Honestly, I can't relate to the stereotype of the depressed single mom, struggling to make it while trying to find a man to rescue her. I don't see myself when the quirky "best friend" mom or dowdy divorcée — who also, of course, need a man — or the aging professional who decided to skip the man and have a baby anyway, are portrayed on TV shows or in movies. These stereotypes give people the wrong idea about single parenthood, and perpetuate those damn myths about single moms that need to die, like immediately.

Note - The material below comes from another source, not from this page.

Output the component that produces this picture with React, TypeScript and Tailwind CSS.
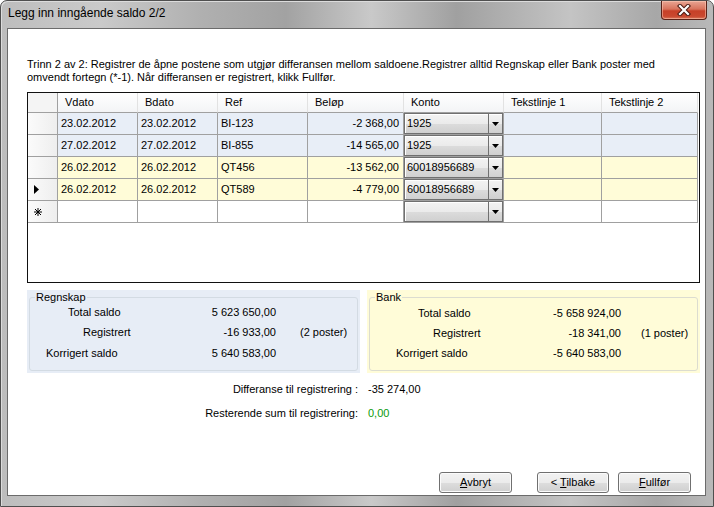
import React from "react";

type Row = {
  vdato: string;
  bdato: string;
  ref: string;
  belop: string;
  konto: string;
  bg: string;
  current?: boolean;
};

const rows: Row[] = [
  { vdato: "23.02.2012", bdato: "23.02.2012", ref: "BI-123", belop: "-2 368,00", konto: "1925", bg: "bg-[#e8eef7]" },
  { vdato: "27.02.2012", bdato: "27.02.2012", ref: "BI-855", belop: "-14 565,00", konto: "1925", bg: "bg-[#e8eef7]" },
  { vdato: "26.02.2012", bdato: "26.02.2012", ref: "QT456", belop: "-13 562,00", konto: "60018956689", bg: "bg-[#fffcd8]" },
  { vdato: "26.02.2012", bdato: "26.02.2012", ref: "QT589", belop: "-4 779,00", konto: "60018956689", bg: "bg-[#fffcd8]", current: true },
];

const Combo = ({ value }: { value: string }) => (
  <div className="flex h-full w-full border border-[#707070] bg-[linear-gradient(#f3f3f3_0%,#ebebeb_50%,#dcdcdc_51%,#d0d0d0_100%)] shadow-[inset_1px_1px_0_#fff]">
    <div className="flex-1 pl-[2px] leading-[19px]">{value}</div>
    <div className="flex w-[14px] items-center justify-center border-l border-[#707070]">
      <svg width="7" height="4" viewBox="0 0 7 4">
        <path d="M0 0H7L3.5 4Z" fill="#000" />
      </svg>
    </div>
  </div>
);

const RowHeader = ({ kind }: { kind?: "current" | "new" }) => (
  <div className="flex w-[30px] items-center justify-center border-r border-b border-[#a0a0a0] bg-[linear-gradient(to_right,#fbfbfb,#eeeeee)]">
    {kind === "current" && (
      <svg width="5" height="9" viewBox="0 0 5 9" className="mr-[12px]">
        <path d="M0 0L5 4.5L0 9Z" fill="#000" />
      </svg>
    )}
    {kind === "new" && (
      <svg width="8" height="8" viewBox="0 0 8 8" className="mr-[10px]">
        <path d="M4 0V8M0 4H8M1 1L7 7M7 1L1 7" stroke="#000" strokeWidth="1" />
      </svg>
    )}
  </div>
);

const headers = [
  { label: "Vdato", w: "w-[80px]" },
  { label: "Bdato", w: "w-[80px]" },
  { label: "Ref", w: "w-[90px]" },
  { label: "Beløp", w: "w-[96px]" },
  { label: "Konto", w: "w-[100px]" },
  { label: "Tekstlinje 1", w: "w-[98px]" },
  { label: "Tekstlinje 2", w: "w-[96px]" },
];

const Button = ({ children, w }: { children: React.ReactNode; w: string }) => (
  <button className={`${w} h-[21px] rounded-[3px] border border-[#707070] bg-[linear-gradient(#f2f2f2_0%,#ebebeb_50%,#dddddd_51%,#cfcfcf_100%)] text-center leading-[19px] text-black shadow-[inset_0_0_0_1px_#fbfbfb]`}>
    {children}
  </button>
);

export default function App() {
  return (
    <div className="h-[507px] w-[714px] bg-white font-['Liberation_Sans',Arial,sans-serif] text-[11px] text-black">
      <div className="flex h-full flex-col rounded-t-[7px] border border-[#4f4f4f] bg-[linear-gradient(to_right,#bdbdbd_0%,#cacaca_14%,#b0b0b0_28%,#a2a2a2_40%,#c9c9c9_52%,#a0a0a0_64%,#c4c4c4_80%,#a7a7a7_92%,#b9b9b9_100%)] pr-[7px] pb-[10px] pl-[6px] shadow-[inset_1px_1px_0_#dcdcdc]">
        {/* title bar */}
        <div className="flex h-[27px] items-start">
          <div className="pt-[5px] pl-[1px] text-[12px] leading-[15px] text-black">Legg inn inngående saldo 2/2</div>
          <div className="ml-auto mr-[-1px] flex h-[19px] w-[46px] items-center justify-center rounded-b-[4px] border border-t-0 border-[#5a2218] bg-[linear-gradient(#e9a593_0%,#d8735c_45%,#c74028_55%,#c9482f_85%,#d9785c_100%)] shadow-[inset_0_0_0_1px_rgba(255,210,190,0.5)]">
            <svg width="14" height="12" viewBox="0 0 14 12">
              <path d="M3 2L11 10M11 2L3 10" stroke="#4a1a12" strokeWidth="4.2" strokeLinecap="square" />
              <path d="M3 2L11 10M11 2L3 10" stroke="#fff" strokeWidth="2.2" strokeLinecap="square" />
            </svg>
          </div>
        </div>

        {/* client */}
        <div className="flex flex-1 flex-col border border-[#6b6b6b] bg-white pt-[29px] pl-[19px]">
          <p className="w-[660px] leading-[13px]">
            Trinn 2 av 2: Registrer de åpne postene som utgjør differansen mellom saldoene.Registrer alltid Regnskap eller Bank poster med omvendt fortegn (*-1). Når differansen er registrert, klikk Fullfør.
          </p>

          {/* grid */}
          <div className="mt-[8px] flex h-[191px] w-[673px] flex-col border border-[#111]">
            <div className="flex h-[20px]">
              <div className="w-[30px] border-r border-b border-[#a0a0a0] bg-[#f4f4f4]" />
              {headers.map((h) => (
                <div
                  key={h.label}
                  className={`${h.w} border-r border-b border-r-[#e2e2e2] border-b-[#a0a0a0] bg-[linear-gradient(#ffffff,#f3f4f6)] pl-[7px] leading-[19px]`}
                >
                  {h.label}
                </div>
              ))}
            </div>
            {rows.map((r, i) => (
              <div key={i} className="flex h-[22px]">
                <RowHeader kind={r.current ? "current" : undefined} />
                <div className={`w-[80px] border-r border-b border-[#a0a0a0] ${r.bg} pl-[3px] leading-[21px]`}>{r.vdato}</div>
                <div className={`w-[80px] border-r border-b border-[#a0a0a0] ${r.bg} pl-[3px] leading-[21px]`}>{r.bdato}</div>
                <div className={`w-[90px] border-r border-b border-[#a0a0a0] ${r.bg} pl-[3px] leading-[21px]`}>{r.ref}</div>
                <div className={`w-[96px] border-r border-b border-[#a0a0a0] ${r.bg} pr-[4px] text-right leading-[21px]`}>{r.belop}</div>
                <div className={`w-[100px] border-r border-b border-[#a0a0a0] ${r.bg}`}>
                  <Combo value={r.konto} />
                </div>
                <div className={`w-[98px] border-r border-b border-[#a0a0a0] ${r.bg}`} />
                <div className={`w-[96px] border-r border-b border-[#a0a0a0] ${r.bg}`} />
              </div>
            ))}
            <div className="flex h-[22px]">
              <RowHeader kind="new" />
              <div className="w-[80px] border-r border-b border-[#a0a0a0]" />
              <div className="w-[80px] border-r border-b border-[#a0a0a0]" />
              <div className="w-[90px] border-r border-b border-[#a0a0a0]" />
              <div className="w-[96px] border-r border-b border-[#a0a0a0]" />
              <div className="w-[100px] border-r border-b border-[#a0a0a0]">
                <Combo value="" />
              </div>
              <div className="w-[98px] border-r border-b border-[#a0a0a0]" />
              <div className="w-[96px] border-r border-b border-[#a0a0a0]" />
            </div>
          </div>

          {/* summary panels */}
          <div className="mt-[7px] flex w-[673px] gap-[7px]">
            <div className="h-[83px] w-[333px] bg-[#e7edf6] px-[2px] pt-[1px]">
              <fieldset className="h-[80px] rounded-[3px] border border-[#d3dbe3]">
                <legend className="ml-[5px] px-[1px] leading-[13px]">Regnskap</legend>
                <div className="flex h-[16px] items-center">
                  <div className="flex w-[246px] justify-between">
                    <span className="pl-[38px]">Total saldo</span>
                    <span>5 623 650,00</span>
                  </div>
                </div>
                <div className="mt-[4px] flex h-[16px] items-center">
                  <div className="flex w-[246px] justify-between">
                    <span className="pl-[53px]">Registrert</span>
                    <span>-16 933,00</span>
                  </div>
                  <span className="ml-[24px]">(2 poster)</span>
                </div>
                <div className="mt-[5px] flex h-[16px] items-center">
                  <div className="flex w-[246px] justify-between">
                    <span className="pl-[16px]">Korrigert saldo</span>
                    <span>5 640 583,00</span>
                  </div>
                </div>
              </fieldset>
            </div>
            <div className="h-[83px] w-[333px] bg-[#fffcd8] px-[2px] pt-[1px]">
              <fieldset className="h-[80px] rounded-[3px] border border-[#dcdcd0]">
                <legend className="ml-[5px] px-[1px] leading-[13px]">Bank</legend>
                <div className="mt-[1px] flex h-[16px] items-center">
                  <div className="flex w-[251px] justify-between">
                    <span className="pl-[48px]">Total saldo</span>
                    <span>-5 658 924,00</span>
                  </div>
                </div>
                <div className="mt-[4px] flex h-[16px] items-center">
                  <div className="flex w-[251px] justify-between">
                    <span className="pl-[63px]">Registrert</span>
                    <span>-18 341,00</span>
                  </div>
                  <span className="ml-[20px]">(1 poster)</span>
                </div>
                <div className="mt-[4px] flex h-[16px] items-center">
                  <div className="flex w-[251px] justify-between">
                    <span className="pl-[26px]">Korrigert saldo</span>
                    <span>-5 640 583,00</span>
                  </div>
                </div>
              </fieldset>
            </div>
          </div>

          {/* differanse */}
          <div className="mt-[4px] flex h-[24px] items-center">
            <span className="w-[331px] text-right">Differanse til registrering :</span>
            <span className="ml-[10px]">-35 274,00</span>
          </div>
          <div className="flex h-[24px] items-center">
            <span className="w-[331px] text-right">Resterende sum til registrering:</span>
            <span className="ml-[10px] text-[#0a9a0a]">0,00</span>
          </div>

          {/* buttons */}
          <div className="mt-[47px] flex">
            <div className="ml-[412px]">
              <Button w="w-[73px]">
                <u>A</u>vbryt
              </Button>
            </div>
            <div className="ml-[25px]">
              <Button w="w-[72px]">
                &lt; <u>T</u>ilbake
              </Button>
            </div>
            <div className="ml-[9px]">
              <Button w="w-[73px]">
                <u>F</u>ullfør
              </Button>
            </div>
          </div>
        </div>
      </div>
    </div>
  );
}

Being a mom is hard. Being a single mom is the hardest thing I've ever done. It doesn't help that people judge the hell out of you for having the audacity to parent on your own. It might be hard to believe, but being a single mom doesn't automatically mean that someone is poor, depressed, or struggling. If I stick to the truth, I have to admit that at times it was freaking amazing. Being a single mom didn't mean I couldn't keep a man, was always actively looking for a man, or even like men in the first place. In my case, I left my ex-husband, not the other way around. He couldn't keep me, and for the longest time I was in the least bit interested in dating or being around men in general.
It seems like single moms can't win or that society thinks they should apologize for even existing, which is pretty crappy considering how hard they have to work to juggle the responsibilities of motherhood, maintaining a home, going to work, and managing to get some "me time" once in a while. I think it's about time we bust some of the worst single mom myths, because enough is enough.
What in the fresh hell is this bullsh*t? I mean, not only is this assuming that we had or wanted a man in the first place, but it also negates the experience of badass moms like me, who left our partners because we didn't want to "keep them." A single mom's worth as a woman and a mom is not defined by the guy on her arm, for the love of all things that make sense. To claim otherwise is sexist.
In my case, my decision to leave my partner wasn't a selfish one. I left my ex-husband so I could give my kids a better life, and I actually think I am a better parent for it. But even if I left just for me, my kids deserve a happy mom. Besides, plenty of people who have been raised by single moms go on to do amazing things.
When I left my ex I actually had a great job. It was hard to adjust to my new budget and lifestyle, but we weren't poor. I actually had people refuse to rent to me because they were afraid I wouldn't be able to pay the bill each month. Which, in addition to being totally illegal, was completely unfair and untrue. And while some single moms are poor, maybe we should start looking at why — lack of jobs, unaffordable child care, failing support networks, dads refusing to pay child support, and inadequate public assistance — rather than blaming them for being poor.
The idea that a mom who is no longer married to her kids' other parent (or was never married in the first place) is somehow defective is so 1950. There's nothing wrong with me. I chose to become a single mom. It wasn't always perfect and it was hard AF, but there is nothing inherently wrong with me. Enough.
Now, I am not saying there aren't days when you cry, scream, rage clean your crappy apartment, because those days exist. I'm not saying you won't cry while you dream about the home you can no longer afford on your own, because you probably will. Sometimes it seriously sucks to be a single mom, but other times — like when you realize that you can do it and that you all are going to be OK, or when you realize that you get to parent the way you want to parent and without arguing with someone else — being a single parent is pretty freaking awesome.
This sexist misconception is just plain wrong. Believe it or not, most single moms are too busy being single moms to spend time thinking about how to "land a man." When I started dating again I was looking for fun, not commitment, so the last thing I wanted was another long term relationship. Besides, I can take care of myself and my kids.
It's not selfish to want to raise your kids in a happy home, or to want to have kids on your own without a partner. In fact, going it alone, and giving up so many things to raise your kids as a single parent, is pretty much the definition of selflessness. And single moms deserve time for self-care, too, and arguably needs it more than most.
Single parent homes are whole, not broken. Please, let this myth die in a fire. While I eventually remarried, I didn't have to have a partner to be enough for my kids. My kids were happy and well cared for with one parent, thank you very much.
Contrary to popular belief, leaving my ex-husband didn't make me a bad mom. In so many ways I was a way better mom once I left him and was able to parent my kids the way I always wanted to and by only one set of rules.
Becoming a single parent actually made me a better mother to my children, not a bad one.